(Interface markup and scripts)
----------------------------------------

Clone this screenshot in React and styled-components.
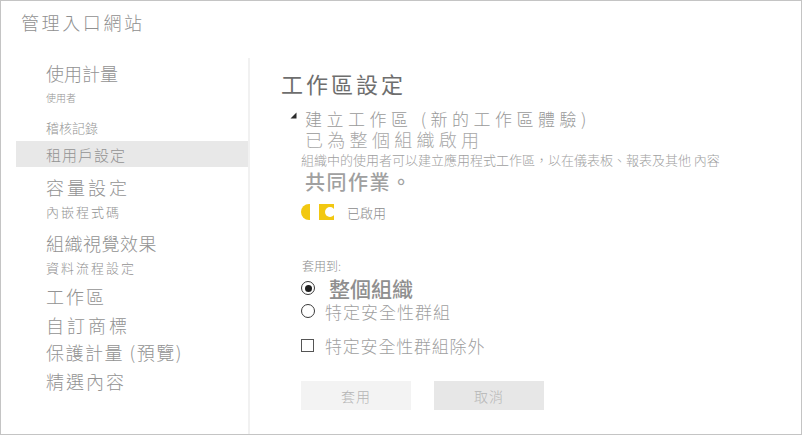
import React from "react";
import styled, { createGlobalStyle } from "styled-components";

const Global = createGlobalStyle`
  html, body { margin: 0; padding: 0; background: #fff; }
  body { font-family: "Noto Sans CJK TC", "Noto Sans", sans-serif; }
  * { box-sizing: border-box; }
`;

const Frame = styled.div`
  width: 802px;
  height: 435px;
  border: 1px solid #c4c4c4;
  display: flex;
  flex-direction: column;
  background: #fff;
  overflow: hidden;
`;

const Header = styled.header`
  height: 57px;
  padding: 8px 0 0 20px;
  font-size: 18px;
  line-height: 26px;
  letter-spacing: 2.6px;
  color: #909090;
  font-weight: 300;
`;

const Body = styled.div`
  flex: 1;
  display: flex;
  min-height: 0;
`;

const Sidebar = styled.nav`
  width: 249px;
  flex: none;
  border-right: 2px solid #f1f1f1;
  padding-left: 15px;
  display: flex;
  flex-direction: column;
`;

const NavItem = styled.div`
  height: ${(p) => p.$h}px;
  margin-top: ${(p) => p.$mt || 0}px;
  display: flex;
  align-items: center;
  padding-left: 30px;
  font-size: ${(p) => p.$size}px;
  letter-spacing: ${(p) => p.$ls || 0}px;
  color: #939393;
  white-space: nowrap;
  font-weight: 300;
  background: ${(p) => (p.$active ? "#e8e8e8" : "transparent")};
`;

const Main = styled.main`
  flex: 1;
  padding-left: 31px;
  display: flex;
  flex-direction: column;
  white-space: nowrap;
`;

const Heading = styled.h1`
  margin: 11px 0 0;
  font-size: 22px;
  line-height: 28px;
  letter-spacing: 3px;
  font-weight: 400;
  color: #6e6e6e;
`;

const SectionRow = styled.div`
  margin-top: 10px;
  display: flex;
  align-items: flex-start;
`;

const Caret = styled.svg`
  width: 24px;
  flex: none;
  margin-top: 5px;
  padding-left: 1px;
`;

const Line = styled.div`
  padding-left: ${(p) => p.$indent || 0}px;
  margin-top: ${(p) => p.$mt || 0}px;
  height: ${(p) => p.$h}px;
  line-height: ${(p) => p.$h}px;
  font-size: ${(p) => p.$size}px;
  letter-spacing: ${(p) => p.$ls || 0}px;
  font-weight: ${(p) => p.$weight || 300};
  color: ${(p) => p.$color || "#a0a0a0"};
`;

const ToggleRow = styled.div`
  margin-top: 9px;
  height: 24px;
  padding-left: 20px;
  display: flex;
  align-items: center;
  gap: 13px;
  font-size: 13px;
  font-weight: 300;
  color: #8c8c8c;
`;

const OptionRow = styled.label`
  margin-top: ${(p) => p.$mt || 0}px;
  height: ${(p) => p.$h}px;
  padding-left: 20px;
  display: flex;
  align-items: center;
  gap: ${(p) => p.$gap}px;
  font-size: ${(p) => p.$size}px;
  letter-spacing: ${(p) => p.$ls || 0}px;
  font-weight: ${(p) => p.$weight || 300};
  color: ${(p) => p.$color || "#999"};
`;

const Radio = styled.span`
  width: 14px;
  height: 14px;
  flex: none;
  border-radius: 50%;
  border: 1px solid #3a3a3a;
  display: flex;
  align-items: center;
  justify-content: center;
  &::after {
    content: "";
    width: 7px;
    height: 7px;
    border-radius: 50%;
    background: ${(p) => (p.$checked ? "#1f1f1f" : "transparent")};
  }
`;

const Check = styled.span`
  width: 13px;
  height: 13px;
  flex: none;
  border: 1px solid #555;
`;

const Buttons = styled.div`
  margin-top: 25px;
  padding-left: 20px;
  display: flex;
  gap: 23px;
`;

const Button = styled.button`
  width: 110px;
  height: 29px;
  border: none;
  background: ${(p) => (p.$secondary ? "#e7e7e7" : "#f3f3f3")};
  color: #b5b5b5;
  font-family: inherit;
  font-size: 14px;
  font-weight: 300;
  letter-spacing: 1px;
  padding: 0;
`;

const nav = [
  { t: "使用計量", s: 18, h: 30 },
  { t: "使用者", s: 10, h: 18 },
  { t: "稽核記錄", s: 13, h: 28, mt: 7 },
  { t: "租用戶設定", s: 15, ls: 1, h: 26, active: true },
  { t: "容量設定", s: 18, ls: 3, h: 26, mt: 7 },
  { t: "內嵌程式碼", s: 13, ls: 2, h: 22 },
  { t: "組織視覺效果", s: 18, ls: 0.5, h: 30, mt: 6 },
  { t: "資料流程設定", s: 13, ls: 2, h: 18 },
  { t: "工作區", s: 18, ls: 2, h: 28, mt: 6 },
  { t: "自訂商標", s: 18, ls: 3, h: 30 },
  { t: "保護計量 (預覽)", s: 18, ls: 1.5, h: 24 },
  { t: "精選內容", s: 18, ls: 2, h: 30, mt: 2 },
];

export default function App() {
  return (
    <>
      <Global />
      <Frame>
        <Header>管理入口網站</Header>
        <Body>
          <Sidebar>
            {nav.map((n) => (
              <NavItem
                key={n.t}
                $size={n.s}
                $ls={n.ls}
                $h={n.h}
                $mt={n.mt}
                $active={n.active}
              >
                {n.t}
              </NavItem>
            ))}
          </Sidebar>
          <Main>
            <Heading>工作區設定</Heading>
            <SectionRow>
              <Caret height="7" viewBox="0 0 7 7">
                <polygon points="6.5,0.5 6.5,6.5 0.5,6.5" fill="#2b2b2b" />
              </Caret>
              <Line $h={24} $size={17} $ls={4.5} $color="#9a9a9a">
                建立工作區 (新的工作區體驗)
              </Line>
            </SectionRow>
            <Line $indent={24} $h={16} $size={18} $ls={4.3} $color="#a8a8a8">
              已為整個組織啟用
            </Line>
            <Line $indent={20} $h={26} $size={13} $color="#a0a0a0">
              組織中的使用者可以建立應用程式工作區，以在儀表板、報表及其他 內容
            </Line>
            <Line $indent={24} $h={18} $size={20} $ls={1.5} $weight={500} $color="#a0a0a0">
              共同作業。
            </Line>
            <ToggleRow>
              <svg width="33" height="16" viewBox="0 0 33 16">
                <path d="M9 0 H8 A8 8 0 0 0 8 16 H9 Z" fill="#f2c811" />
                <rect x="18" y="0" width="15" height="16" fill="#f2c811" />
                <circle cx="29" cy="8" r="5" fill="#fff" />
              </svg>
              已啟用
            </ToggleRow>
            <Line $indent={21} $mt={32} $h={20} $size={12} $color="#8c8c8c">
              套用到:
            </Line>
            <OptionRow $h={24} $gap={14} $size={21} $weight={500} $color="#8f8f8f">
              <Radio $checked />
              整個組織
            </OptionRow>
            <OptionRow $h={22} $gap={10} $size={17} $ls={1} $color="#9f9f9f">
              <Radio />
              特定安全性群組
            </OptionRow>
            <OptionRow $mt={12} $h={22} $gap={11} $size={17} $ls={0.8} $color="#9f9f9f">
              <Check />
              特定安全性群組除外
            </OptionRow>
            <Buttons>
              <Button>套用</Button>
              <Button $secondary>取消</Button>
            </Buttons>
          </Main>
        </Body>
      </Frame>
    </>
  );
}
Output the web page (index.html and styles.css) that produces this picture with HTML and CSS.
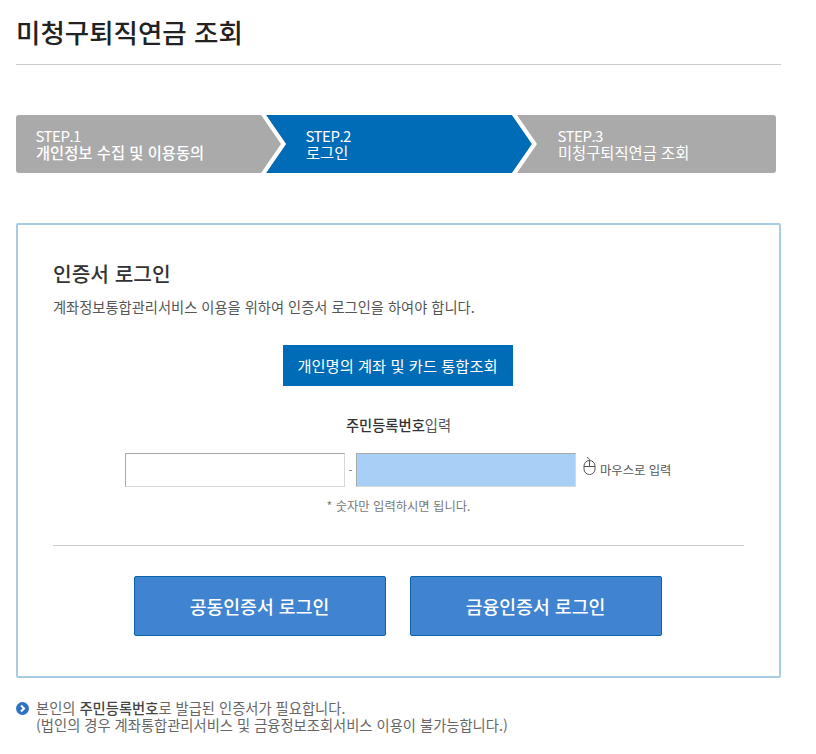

----------------------------------------

Task instructions
Give an exact copy of the material, leaving out every picture.

Result for this task
Clone this screenshot in React and styled-components.
import React from "react";
import styled, { createGlobalStyle } from "styled-components";

const Global = createGlobalStyle`
  html, body { margin: 0; padding: 0; background: #fff; }
  body { font-family: "Noto Sans CJK TC", "Noto Sans", sans-serif; }
  * { box-sizing: border-box; }
`;

const Frame = styled.div`
  width: 802px;
  height: 435px;
  border: 1px solid #c4c4c4;
  display: flex;
  flex-direction: column;
  background: #fff;
  overflow: hidden;
`;

const Header = styled.header`
  height: 57px;
  padding: 8px 0 0 20px;
  font-size: 18px;
  line-height: 26px;
  letter-spacing: 2.6px;
  color: #909090;
  font-weight: 300;
`;

const Body = styled.div`
  flex: 1;
  display: flex;
  min-height: 0;
`;

const Sidebar = styled.nav`
  width: 249px;
  flex: none;
  border-right: 2px solid #f1f1f1;
  padding-left: 15px;
  display: flex;
  flex-direction: column;
`;

const NavItem = styled.div`
  height: ${(p) => p.$h}px;
  margin-top: ${(p) => p.$mt || 0}px;
  display: flex;
  align-items: center;
  padding-left: 30px;
  font-size: ${(p) => p.$size}px;
  letter-spacing: ${(p) => p.$ls || 0}px;
  color: #939393;
  white-space: nowrap;
  font-weight: 300;
  background: ${(p) => (p.$active ? "#e8e8e8" : "transparent")};
`;

const Main = styled.main`
  flex: 1;
  padding-left: 31px;
  display: flex;
  flex-direction: column;
  white-space: nowrap;
`;

const Heading = styled.h1`
  margin: 11px 0 0;
  font-size: 22px;
  line-height: 28px;
  letter-spacing: 3px;
  font-weight: 400;
  color: #6e6e6e;
`;

const SectionRow = styled.div`
  margin-top: 10px;
  display: flex;
  align-items: flex-start;
`;

const Caret = styled.svg`
  width: 24px;
  flex: none;
  margin-top: 5px;
  padding-left: 1px;
`;

const Line = styled.div`
  padding-left: ${(p) => p.$indent || 0}px;
  margin-top: ${(p) => p.$mt || 0}px;
  height: ${(p) => p.$h}px;
  line-height: ${(p) => p.$h}px;
  font-size: ${(p) => p.$size}px;
  letter-spacing: ${(p) => p.$ls || 0}px;
  font-weight: ${(p) => p.$weight || 300};
  color: ${(p) => p.$color || "#a0a0a0"};
`;

const ToggleRow = styled.div`
  margin-top: 9px;
  height: 24px;
  padding-left: 20px;
  display: flex;
  align-items: center;
  gap: 13px;
  font-size: 13px;
  font-weight: 300;
  color: #8c8c8c;
`;

const OptionRow = styled.label`
  margin-top: ${(p) => p.$mt || 0}px;
  height: ${(p) => p.$h}px;
  padding-left: 20px;
  display: flex;
  align-items: center;
  gap: ${(p) => p.$gap}px;
  font-size: ${(p) => p.$size}px;
  letter-spacing: ${(p) => p.$ls || 0}px;
  font-weight: ${(p) => p.$weight || 300};
  color: ${(p) => p.$color || "#999"};
`;

const Radio = styled.span`
  width: 14px;
  height: 14px;
  flex: none;
  border-radius: 50%;
  border: 1px solid #3a3a3a;
  display: flex;
  align-items: center;
  justify-content: center;
  &::after {
    content: "";
    width: 7px;
    height: 7px;
    border-radius: 50%;
    background: ${(p) => (p.$checked ? "#1f1f1f" : "transparent")};
  }
`;

const Check = styled.span`
  width: 13px;
  height: 13px;
  flex: none;
  border: 1px solid #555;
`;

const Buttons = styled.div`
  margin-top: 25px;
  padding-left: 20px;
  display: flex;
  gap: 23px;
`;

const Button = styled.button`
  width: 110px;
  height: 29px;
  border: none;
  background: ${(p) => (p.$secondary ? "#e7e7e7" : "#f3f3f3")};
  color: #b5b5b5;
  font-family: inherit;
  font-size: 14px;
  font-weight: 300;
  letter-spacing: 1px;
  padding: 0;
`;

const nav = [
  { t: "使用計量", s: 18, h: 30 },
  { t: "使用者", s: 10, h: 18 },
  { t: "稽核記錄", s: 13, h: 28, mt: 7 },
  { t: "租用戶設定", s: 15, ls: 1, h: 26, active: true },
  { t: "容量設定", s: 18, ls: 3, h: 26, mt: 7 },
  { t: "內嵌程式碼", s: 13, ls: 2, h: 22 },
  { t: "組織視覺效果", s: 18, ls: 0.5, h: 30, mt: 6 },
  { t: "資料流程設定", s: 13, ls: 2, h: 18 },
  { t: "工作區", s: 18, ls: 2, h: 28, mt: 6 },
  { t: "自訂商標", s: 18, ls: 3, h: 30 },
  { t: "保護計量 (預覽)", s: 18, ls: 1.5, h: 24 },
  { t: "精選內容", s: 18, ls: 2, h: 30, mt: 2 },
];

export default function App() {
  return (
    <>
      <Global />
      <Frame>
        <Header>管理入口網站</Header>
        <Body>
          <Sidebar>
            {nav.map((n) => (
              <NavItem
                key={n.t}
                $size={n.s}
                $ls={n.ls}
                $h={n.h}
                $mt={n.mt}
                $active={n.active}
              >
                {n.t}
              </NavItem>
            ))}
          </Sidebar>
          <Main>
            <Heading>工作區設定</Heading>
            <SectionRow>
              <Caret height="7" viewBox="0 0 7 7">
                <polygon points="6.5,0.5 6.5,6.5 0.5,6.5" fill="#2b2b2b" />
              </Caret>
              <Line $h={24} $size={17} $ls={4.5} $color="#9a9a9a">
                建立工作區 (新的工作區體驗)
              </Line>
            </SectionRow>
            <Line $indent={24} $h={16} $size={18} $ls={4.3} $color="#a8a8a8">
              已為整個組織啟用
            </Line>
            <Line $indent={20} $h={26} $size={13} $color="#a0a0a0">
              組織中的使用者可以建立應用程式工作區，以在儀表板、報表及其他 內容
            </Line>
            <Line $indent={24} $h={18} $size={20} $ls={1.5} $weight={500} $color="#a0a0a0">
              共同作業。
            </Line>
            <ToggleRow>
              <svg width="33" height="16" viewBox="0 0 33 16">
                <path d="M9 0 H8 A8 8 0 0 0 8 16 H9 Z" fill="#f2c811" />
                <rect x="18" y="0" width="15" height="16" fill="#f2c811" />
                <circle cx="29" cy="8" r="5" fill="#fff" />
              </svg>
              已啟用
            </ToggleRow>
            <Line $indent={21} $mt={32} $h={20} $size={12} $color="#8c8c8c">
              套用到:
            </Line>
            <OptionRow $h={24} $gap={14} $size={21} $weight={500} $color="#8f8f8f">
              <Radio $checked />
              整個組織
            </OptionRow>
            <OptionRow $h={22} $gap={10} $size={17} $ls={1} $color="#9f9f9f">
              <Radio />
              特定安全性群組
            </OptionRow>
            <OptionRow $mt={12} $h={22} $gap={11} $size={17} $ls={0.8} $color="#9f9f9f">
              <Check />
              特定安全性群組除外
            </OptionRow>
            <Buttons>
              <Button>套用</Button>
              <Button $secondary>取消</Button>
            </Buttons>
          </Main>
        </Body>
      </Frame>
    </>
  );
}
Output the web page (index.html and styles.css) that produces this picture with HTML and CSS.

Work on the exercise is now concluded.